☆611日・有明コロシアム

▽WBAライト級タイトルマッチ12回戦

○挑戦者 畑山隆則 VS ● 王者ヒルベルト・セラノ

TKO8回2分30秒

 

とにかく、たいしたものである。たしかに今回のセラノは大層弱く「見えた」が、坂本博之をストップできるボクサーが弱いはずはない。坂本の突進に耐え、目をつぶしてしまったセラノが、今回はもうなすすべなく打たれ続けたのだ。畑山のファイトには、ガッツ石松以来の快挙と呼ぶにふさわしい強さがあった。

畑山はいくつかの点で確実に強くなっていた。まず、強力なストレートパンチャーになっていた。畑山のストレートパンチは、堀口昌宏戦あたりを頂点に影をひそめていた。崔龍洙戦でも、本来ならストレートパンチを放てば有効な場面でも、フックの打ち合いをしていた。「拳の手術の後遺症が一見したよりも重いのでは」という推察にも、説得力があった

だが今回、中間距離からセラノを何度となくキャンバスに這わせたのは、軌道の小さな右ストレートだった。実際、畑山本人は「今は右ストレートに自信がある」と言っていたのだ。この発言を、僕らはもっと注目すべきだった。セラノ自身、優れたストレートパンチャーだ。そのセラノに対して、「右ストレートに自信あり」と言い放ったのである。試合結果を見るなら、畑山は右拳の負傷がほぼ完治している上、トレーナーのルディ・エルナンデスから「世界」レベルのストレートを教え込まれていたのである。

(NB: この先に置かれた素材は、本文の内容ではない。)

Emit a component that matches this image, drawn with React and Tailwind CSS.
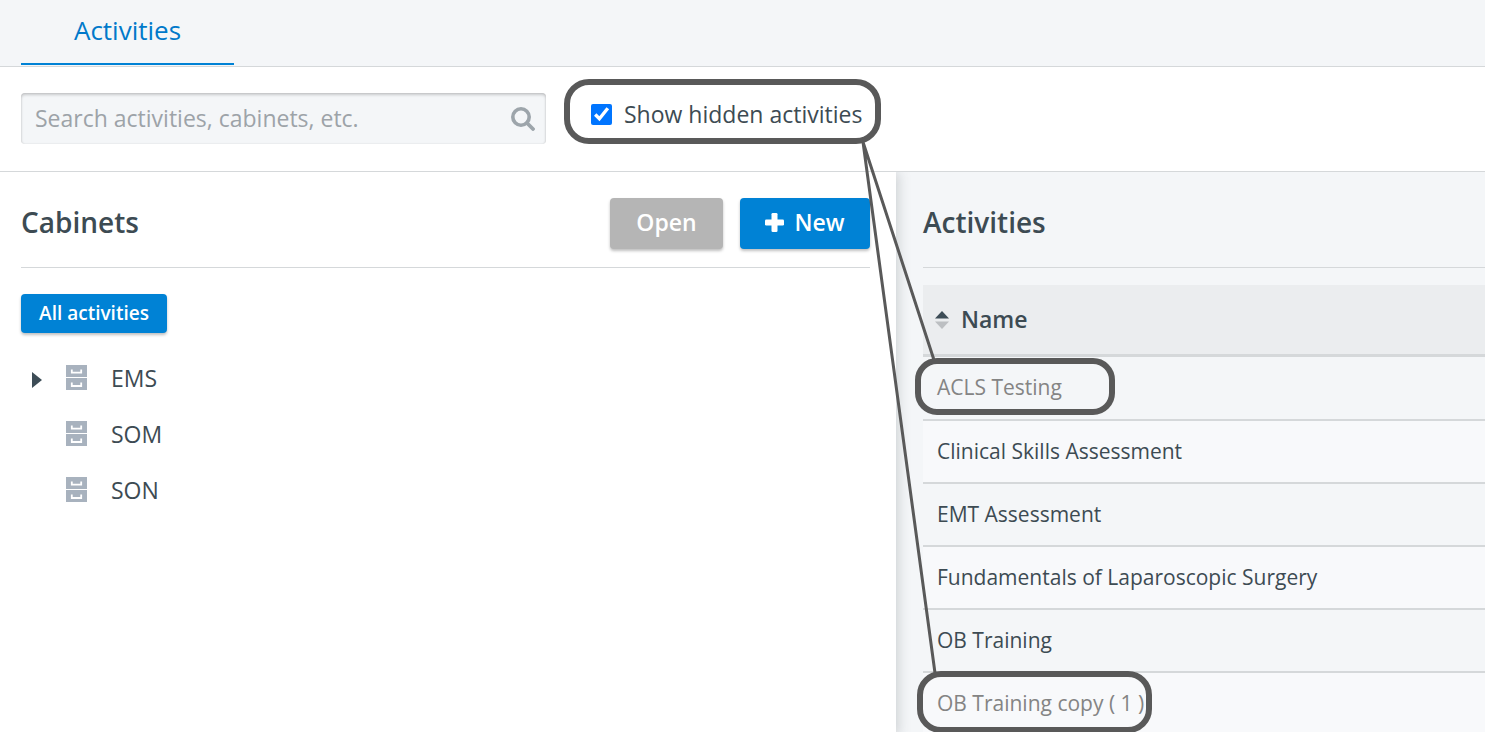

畑山にはもうひとつの「新しい武器」があった。鋭角的なキレを持つヘッドスリップ&ウィービングだ。僕は展望記事で、畑山はストレートに弱いから、セラノとは相性が悪い、と書いた。しかし、今回の畑山は、セラノのジャブさえほとんど食わなかった。ストップウォッチの針のように鋭く反応するヘッドスリップが、セラノのジャブやストレートをすいすいとかいくぐっての接近を可能にしたのである。

つまり畑山は、OPBF王者になった頃から明らかになっていた2大弱点を克服していたのだ。そのキャリアの初期、新人王から日本王者にいたった頃に僕らが畑山に見ていた可能性が、今ほぼ実現しつつあるのである。

ボクシングを良く知る人々からは、今回の畑山の戴冠は「棚からぼたもち」的な現象だと思われている。実際、畑山本人の「半年ずっと遊んでいた俺が、いいんですかねぇ」という言葉は本音だろう。たしかに、セラノは絢爛たるライト級の歴史の中では、難攻不落の王者に属するわけではあるまい。バズソー山辺や用皆政弘だって、セラノが相手なら勝つチャンスがあったかもしれない(変なたとえですみません)。しかし、畑山の今回のボクシングは、やはりロベルト・デュランやフリオ・セサール・チャベスの腰にあったベルトを巻くだけのものがあった。

あれだけのブランクがあって、このボクシングだ。畑山は学習力が高い。この調子で、かつて龍和龍師と作り上げたコリアン式熱血ファイトに、西海岸のスピード&テクニックを身につけたら、意外にライト級で勝ち抜いていけるのではないだろうか。坂本博之がベルトを巻いた姿も見たいが、セラノ戦よりもさらに伸びた畑山が9月に現れるなら、壁は相当に厚いことになるだろう。